Am I going overboard with Trumpery? The fact is, there was no reason for the Court’s majority (?) to create a trial schedule, as they have done, which is arranged so as to make Trump’s actual trial take place as late as possible–i.e., past his putative reelection–which will be taking place in the presence of armed MAGA forces wherever they can reach.

So make no mistake about it.: The heat is on. It’s on women, who are in the sights–might as well be gunsights-of the rabid evangelical Christians and Christian nationalists who are the totalitarians of sex and gender. Hitler is their guide; and when they (all men in this case) march in Nashville they’ve stepped across the line–with no one standing up to stop them. And now as for the overweight, over-reacting Hitler himself–here he comes, and until and unless they do something different to separate themselves from him–that is where they are, the vicious, murderous enemies of the people: of we the people. But maybe no more.

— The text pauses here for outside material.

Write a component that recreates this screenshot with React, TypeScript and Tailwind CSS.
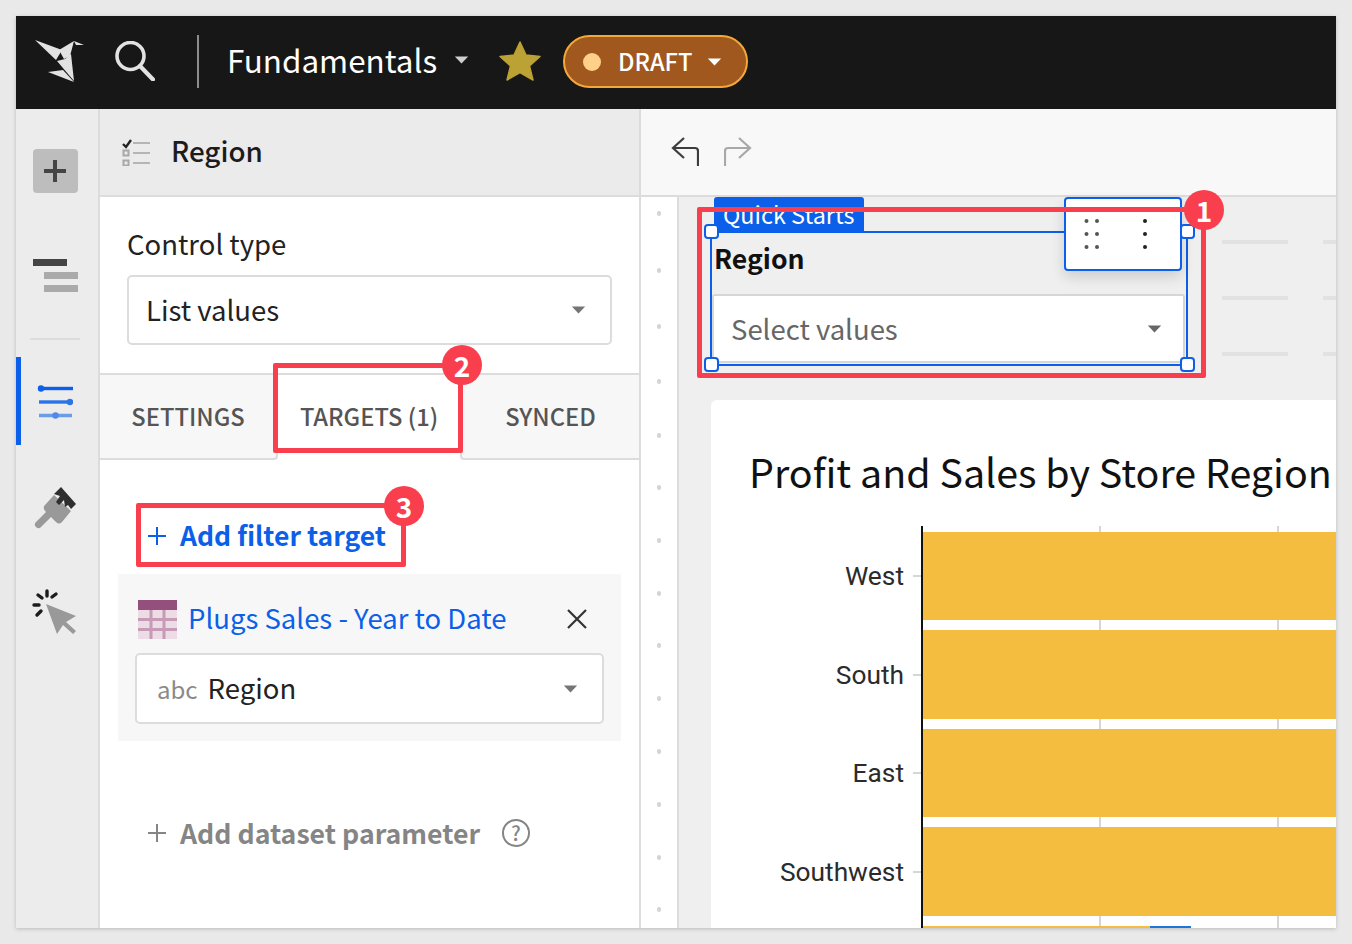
const dots = [213, 270, 326, 381, 435, 487, 540, 593, 645, 698, 751, 804, 857, 909];
const regions = ["West", "South", "East", "Southwest"];

function Caret({ className }: { className: string }) {
    return (
        <svg viewBox="0 0 16 9" className={className}>
            <path d="M0.5 0.5h15L8 8.5z" fill="currentColor" />
        </svg>
    );
}

function Badge({ n, className }: { n: number; className: string }) {
    return (
        <div className={`absolute w-10 h-10 rounded-full bg-[#f93f4d] text-white text-[28px] font-bold flex items-center justify-center leading-none ${className}`}>
            {n}
        </div>
    );
}

function Handle({ className }: { className: string }) {
    return <div className={`absolute w-[15px] h-[15px] bg-white border-2 border-[#0b5fe8] rounded-[4px] ${className}`} />;
}

function Logo() {
    return (
        <svg viewBox="0 0 50 46" className="w-[50px] h-[46px] absolute left-[19px] top-[23px]" fill="#e2e2e2">
            <path d="M0 1 L27 11 L21 21 Z" />
            <path d="M24 11 L39 2 L35 17 L29 20 Z" />
            <path d="M39 2 L49 6 L41 6 Z" />
            <path d="M36 15 L39 42 L22 22 L30 20 Z" />
            <path d="M13 33 L28 31 L39 43 Z" />
        </svg>
    );
}

function Header() {
    return (
        <div className="relative h-[93px] bg-[#171717] flex items-center shrink-0 pb-[2px]">
            <Logo />
            <svg viewBox="0 0 40 40" className="w-10 h-10 ml-[99px] -mt-[2px]" fill="none" stroke="#e2e2e2" strokeWidth="3.6" strokeLinecap="round">
                <circle cx="15.5" cy="15" r="13.5" />
                <path d="M25 25 L38 38.5" strokeWidth="4.2" />
            </svg>
            <div className="w-0.5 h-[53px] bg-[#8c8c8c] ml-[42px]" />
            <div className="text-white text-[31.4px] ml-[28px] leading-none -mt-[3px]">Fundamentals</div>
            <Caret className="w-[15px] h-2 ml-[17px] text-[#cfcfcf] -mt-[3px]" />
            <svg viewBox="0 0 42 42" className="w-[42px] h-[42px] ml-[30px] -mt-[2px]">
                <path d="M21 2 L27 15 L41 16.5 L30.5 26 L34 40 L21 32.5 L8 40 L11.5 26 L1 16.5 L15 15 Z" fill="#bca135" stroke="#bca135" strokeWidth="1.5" strokeLinejoin="round" />
            </svg>
            <div className="ml-[22px] w-[185px] h-[53px] rounded-full bg-[#a0581e] border-2 border-[#f5a83a] flex items-center pl-[18px]">
                <div className="w-[18px] h-[18px] rounded-full bg-[#ffd08a]" />
                <span className="text-white text-[23.6px] font-medium ml-[17px] leading-none">DRAFT</span>
                <Caret className="w-[15px] h-2 ml-[15px] text-white" />
            </div>
        </div>
    );
}

function Rail() {
    return (
        <div className="relative w-[84px] shrink-0 bg-[#ececec] border-r-2 border-[#dcdcdc] flex flex-col items-center pr-1">
            <div className="w-[45px] h-[44px] mt-10 bg-[#bdbdbd] rounded-[4px] flex items-center justify-center">
                <svg viewBox="0 0 24 24" className="w-[24px] h-[24px]" fill="#444444">
                    <path d="M10 1h4v9h9v4h-9v9h-4v-9H1v-4h9z" />
                </svg>
            </div>
            <div className="mt-[66px] w-[45px] flex flex-col items-end gap-[6px]">
                <div className="w-[34px] h-[7px] bg-[#444444] self-start" />
                <div className="w-[34px] h-[7px] bg-[#aaaaaa]" />
                <div className="w-[34px] h-[7px] bg-[#aaaaaa]" />
            </div>
            <div className="w-[50px] h-0.5 bg-[#dcdcdc] mt-[46px]" />
            <div className="absolute left-0 top-[248px] w-[5px] h-[88px] bg-[#0b5fe8]" />
            <svg viewBox="0 0 36 36" className="w-9 h-9 mt-[45px]" fill="none">
                <path d="M4 3.5h32" stroke="#0b5fe8" strokeWidth="3.4" />
                <circle cx="4" cy="3.5" r="3.2" fill="#0b5fe8" />
                <path d="M2 17h32" stroke="#2b74e8" strokeWidth="3.4" />
                <circle cx="33" cy="17" r="3.2" fill="#2b74e8" />
                <path d="M2 30.5h33" stroke="#6a9ce8" strokeWidth="3.4" />
                <circle cx="18.5" cy="30.5" r="3.2" fill="#4f8ae8" />
            </svg>
            <svg viewBox="0 0 42 42" className="w-[42px] h-[42px] mt-[66px]">
                <path d="M20 8 L37 24 L28 35 Q25 38 22 35 L17 30 L7 40 A3.5 3.5 0 0 1 2 35 L12 25 Q8 21 11 18 Z" fill="#999999" />
                <path d="M27 0 L42 17 L37 22 L34 18 L31 20 L30 13 L25 18 L22 15 L26 9 L20 7 Z" fill="#2e2e2e" />
            </svg>
            <svg viewBox="0 0 46 46" className="w-[46px] h-[46px] mt-[60px]" fill="none">
                <path d="M14 15 L44 27 L34 33 L44 42 L41 45 L31 36 L25 45 Z" fill="#999999" />
                <g stroke="#1c1c1c" strokeWidth="3.4" strokeLinecap="round">
                    <path d="M15 2v5" />
                    <path d="M6 6l4 3" />
                    <path d="M24 5l-4 3" />
                    <path d="M2 16h5" />
                    <path d="M5 26l4-4" />
                </g>
            </svg>
        </div>
    );
}

function ListIcon() {
    return (
        <svg viewBox="0 0 30 28" className="w-[30px] h-[28px] ml-[21px]" fill="none">
            <path d="M2 6 L5 9 L10 2" stroke="#222222" strokeWidth="2.4" />
            <path d="M12 5h17M12 15h17M12 25h17" stroke="#b5b5b5" strokeWidth="2" />
            <path d="M2.5 12.5h5v5h-5zM2.5 22.5h5v5h-5z" stroke="#a8a8a8" strokeWidth="2" />
        </svg>
    );
}

function Panel() {
    return (
        <div className="w-[541px] shrink-0 flex flex-col bg-white border-r-2 border-[#dcdcdc]">
            <div className="h-[88px] shrink-0 bg-[#ebebeb] border-b-2 border-[#dcdcdc] flex items-center">
                <ListIcon />
                <span className="ml-[20px] text-[27.8px] font-medium text-[#1c1c1c] -mt-[2px]">Region</span>
            </div>

            <div className="h-[176px] shrink-0 px-[27px] pt-[26px]">
                <div className="text-[27.5px] leading-[40px] text-[#222222]">Control type</div>
                <div className="mt-[12px] h-[70px] border-2 border-[#dcdcdc] rounded-[5px] flex items-center justify-between pl-[17px] pr-[24px]">
                    <span className="text-[27.5px] text-[#222222]">List values</span>
                    <Caret className="w-[15px] h-2 text-[#757575]" />
                </div>
            </div>

            <div className="h-[87px] shrink-0 flex bg-white border-t-2 border-[#dcdcdc] text-[23.7px] font-medium text-[#555555]">
                <div className="w-[178px] bg-[#f7f7f7] border-b-2 border-r-2 border-[#dcdcdc] rounded-br-[4px] flex items-center justify-center">SETTINGS</div>
                <div className="w-[182px] flex items-center justify-center pb-0.5">TARGETS (1)</div>
                <div className="flex-1 bg-[#f7f7f7] border-b-2 border-l-2 border-[#dcdcdc] rounded-bl-[4px] flex items-center justify-center">SYNCED</div>
            </div>

            <div className="h-[114px] shrink-0 flex items-center pl-[48px] pt-[36px] text-[#0b5fe8]">
                <svg viewBox="0 0 18 18" className="w-[18px] h-[18px] mt-[2px]" stroke="currentColor" strokeWidth="2">
                    <path d="M9 0v18M0 9h18" />
                </svg>
                <span className="ml-[14px] text-[26.5px] font-semibold leading-none">Add filter target</span>
            </div>

            <div className="ml-[18px] w-[503px] h-[167px] shrink-0 bg-[#f7f7f7] px-[17px] pt-[26px]">
                <div className="flex items-center h-[38px]">
                    <svg viewBox="0 0 39 39" className="w-[39px] h-[39px] ml-[3px] shrink-0">
                        <rect width="39" height="39" fill="#ecdce6" />
                        <rect width="39" height="10" fill="#944f7c" />
                        <path d="M0 19.5h39M0 29.5h39M13 10v29M26 10v29" stroke="#c79ab6" strokeWidth="3" />
                    </svg>
                    <span className="ml-[11px] text-[27.5px] text-[#0b5fe8] leading-none -mt-[3px]">Plugs Sales - Year to Date</span>
                    <svg viewBox="0 0 20 20" className="w-5 h-5 ml-auto mr-[17px]" stroke="#333333" strokeWidth="2.2">
                        <path d="M1 1l18 18M19 1L1 19" />
                    </svg>
                </div>
                <div className="mt-[15px] h-[71px] bg-white border-2 border-[#dcdcdc] rounded-[5px] flex items-center pl-[20px] pr-[24px]">
                    <span className="text-[24px] text-[#8a8a8a] leading-none">abc</span>
                    <span className="ml-[10px] text-[27.5px] text-[#222222] leading-none -mt-[2px]">Region</span>
                    <Caret className="w-[15px] h-2 ml-auto text-[#757575]" />
                </div>
            </div>

            <div className="flex items-center pl-[48px] mt-[74px] text-[#858585]">
                <svg viewBox="0 0 18 18" className="w-[18px] h-[18px]" stroke="currentColor" strokeWidth="2">
                    <path d="M9 0v18M0 9h18" />
                </svg>
                <span className="ml-[14px] text-[26.7px] font-semibold leading-[36px]">Add dataset parameter</span>
                <div className="ml-[22px] w-[28px] h-[28px] border-2 border-[#858585] rounded-full flex items-center justify-center text-[20px] font-medium leading-none">?</div>
            </div>
        </div>
    );
}

function Chart() {
    return (
        <div className="ml-[32px] mt-[34px] flex-1 bg-white rounded-tl-[6px] overflow-hidden">
            <div className="pl-[38px] pt-[44px] h-[126px] text-[39.4px] leading-[54px] text-[#111111] whitespace-nowrap">
                Profit and Sales by Store Region
            </div>
            <div className="relative flex h-[402px]">
                <div className="w-[210px] shrink-0 pt-[1px] font-['Roboto',sans-serif] text-[26.3px] text-[#2b2b2b]">
                    {regions.map((r) => (
                        <div key={r} className="h-[98.5px] flex items-center justify-end pr-[17px] relative leading-none">
                            {r}
                            <div className="absolute right-0 top-[48px] w-[8px] h-0.5 bg-[#d6d6d6]" />
                        </div>
                    ))}
                </div>
                <div className="relative flex-1 border-l-2 border-[#111111] pt-[6px]">
                    <div className="absolute left-[176px] top-0 bottom-0 w-0.5 bg-[#d6d6d6]" />
                    <div className="absolute left-[354px] top-0 bottom-0 w-0.5 bg-[#d6d6d6]" />
                    <div className="relative flex flex-col gap-[10px]">
                        <div className="h-[88px] bg-[#f5bd3f]" />
                        <div className="h-[89px] bg-[#f5bd3f]" />
                        <div className="h-[88px] bg-[#f5bd3f]" />
                        <div className="h-[89px] bg-[#f5bd3f]" />
                        <div className="h-[2px] flex">
                            <div className="w-[227px] bg-[#f5bd3f]" />
                            <div className="w-[41px] bg-[#1f74d8]" />
                        </div>
                    </div>
                </div>
            </div>
        </div>
    );
}

function Toolbar() {
    return (
        <div className="h-[88px] shrink-0 bg-[#f8f8f8] border-b-2 border-[#dcdcdc] flex items-center pl-[30px] gap-[25px]">
            <svg viewBox="0 0 28 30" className="w-7 h-[30px]" fill="none" stroke="#3d3d3d" strokeWidth="2.2">
                <path d="M27 29V14q0-3-3-3H2" />
                <path d="M13 1L2 11l11 10" />
            </svg>
            <svg viewBox="0 0 28 30" className="w-7 h-[30px]" fill="none" stroke="#a8a8a8" strokeWidth="2.2">
                <path d="M1 29V14q0-3 3-3h22" />
                <path d="M15 1l11 10-11 10" />
            </svg>
        </div>
    );
}

function Canvas() {
    return (
        <div className="relative flex-1 flex flex-col min-w-0 overflow-hidden">
            <Toolbar />
            <div className="flex-1 flex min-h-0">
                <div className="w-[36px] shrink-0 bg-white relative">
                    {dots.map((y) => (
                        <div key={y} className="absolute left-[16px] w-[4px] h-[5px] rounded-full bg-[#d4d4d4]" style={{ top: y - 199 }} />
                    ))}
                </div>
                <div className="flex-1 min-w-0 bg-[#efefef] border-l-2 border-[#dcdcdc] flex flex-col">
                    <div className="h-[171px] shrink-0 relative pl-[31px] pt-[34px]">
                        <div className="absolute left-[35px] top-0 w-[150px] h-[34px] bg-[#0b5fe8] rounded-t-[3px] text-white text-[23.4px] leading-[34px] pl-[9px] overflow-hidden whitespace-nowrap">
                            Quick Starts
                        </div>
                        <div className="w-[478px] h-[135px] border-2 border-[#0b5fe8] relative flex flex-col pt-[7px]">
                            <div className="pl-[2px] text-[26.6px] font-semibold text-[#111111] leading-[36px]">Region</div>
                            <div className="mt-[18px] h-[69px] mr-[1px] bg-white border-2 border-[#d6d6d6] rounded-[3px] flex items-center justify-between pl-[17px] pr-[21px]">
                                <span className="text-[27.5px] text-[#666666] leading-none">Select values</span>
                                <Caret className="w-[15px] h-2 text-[#666666]" />
                            </div>
                        </div>
                        <div className="absolute left-[385px] top-0 w-[118px] h-[74px] bg-white border-2 border-[#0b5fe8] rounded-[4px] shadow-[0_6px_14px_rgba(0,0,0,0.14)]">
                            <svg viewBox="0 0 114 70" className="w-full h-full" fill="#555555">
                                {[22, 35, 48].map((y) => (
                                    <g key={y}>
                                        <circle cx="20.5" cy={y} r="2" />
                                        <circle cx="31" cy={y} r="2" />
                                        <circle cx="79" cy={y} r="2" fill="#222222" />
                                    </g>
                                ))}
                            </svg>
                        </div>
                        <div className="absolute left-[543px] top-[43px] flex flex-col gap-[52px]">
                            {[0, 1, 2].map((i) => (
                                <div key={i} className="flex gap-[35px]">
                                    <div className="w-[66px] h-[4px] bg-[#e2e2e2]" />
                                    <div className="w-[66px] h-[4px] bg-[#e2e2e2]" />
                                </div>
                            ))}
                        </div>
                    </div>
                    <div className="h-[32px] shrink-0 -mb-[34px]" />
                    <Chart />
                </div>
            </div>
        </div>
    );
}

export default function App() {
    return (
        <div className="w-[1352px] h-[944px] bg-[#e9e9e9] p-4 font-['Noto_Sans_CJK_JP','Noto_Sans',sans-serif]">
            <div className="relative w-[1320px] h-[912px] flex flex-col overflow-hidden shadow-[0_1px_4px_rgba(0,0,0,0.2)]">
                <Header />
                <div className="flex-1 flex min-h-0">
                    <Rail />
                    <Panel />
                    <Canvas />
                </div>

                {/* annotations and selection handles sit above the page */}
                <Handle className="left-[688px] top-[208px]" />
                <Handle className="left-[1164px] top-[208px]" />
                <Handle className="left-[688px] top-[341px]" />
                <Handle className="left-[1164px] top-[341px]" />
                <div className="absolute left-[681px] top-[191px] w-[509px] h-[171px] border-[5px] border-[#f93f4d] rounded-[2px] pointer-events-none" />
                <div className="absolute left-[257px] top-[347px] w-[190px] h-[90px] border-[5px] border-[#f93f4d] rounded-[2px] pointer-events-none" />
                <div className="absolute left-[120px] top-[487px] w-[270px] h-[64px] border-[5px] border-[#f93f4d] rounded-[2px] pointer-events-none" />
                <Badge n={1} className="left-[1168px] top-[174px]" />
                <Badge n={2} className="left-[426px] top-[329px]" />
                <Badge n={3} className="left-[368px] top-[470px]" />
            </div>
        </div>
    );
}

If Mr. Trump’s “radical claim were accepted,” Jack Smith wrote, “it would upend understandings about presidential accountability that have prevailed throughout history while undermining democracy and the rule of law — particularly where, as here, a former president is alleged to have committed crimes to remain in office despite losing an election, thereby seeking to subvert constitutional procedures for transferring power and to disenfranchise millions of voters.”

That’s it.

Yes, when I was young and eager and a budding Con Law Scholar, the highlight of any seminar was a heated, serious debate about, as the “Realists” had it, whether a justice’s decision was essentially in the end a result of how he (yes) felt about what he had for breakfast that day; or whether, quite contrarily, there was some underlying meaning in “The Law,” some inescapable principle that not only appealed, but in a sense demanded to be heard, because it was the ultimate content of a constitutional democracy.

It was no accident, as we might have put it, that after decades of dilly-dallying, Gideon v. Wainwright, gave us “a landmark U.S. Supreme Court decision in which the Court ruled that the Sixth Amendment of the U.S. Constitution requires U.S. states to provide attorneys to criminal defendants who are unable to afford their own.” See the movie, “Gideon’s Trumpet,” a moving account starring Henry Fonda (admittedly a stretch). That was The Law–it could be moved in the direction that our History commanded. Commanded.

This is The Law? A thought that cannot help but come to mind: where is John Brown when we need him?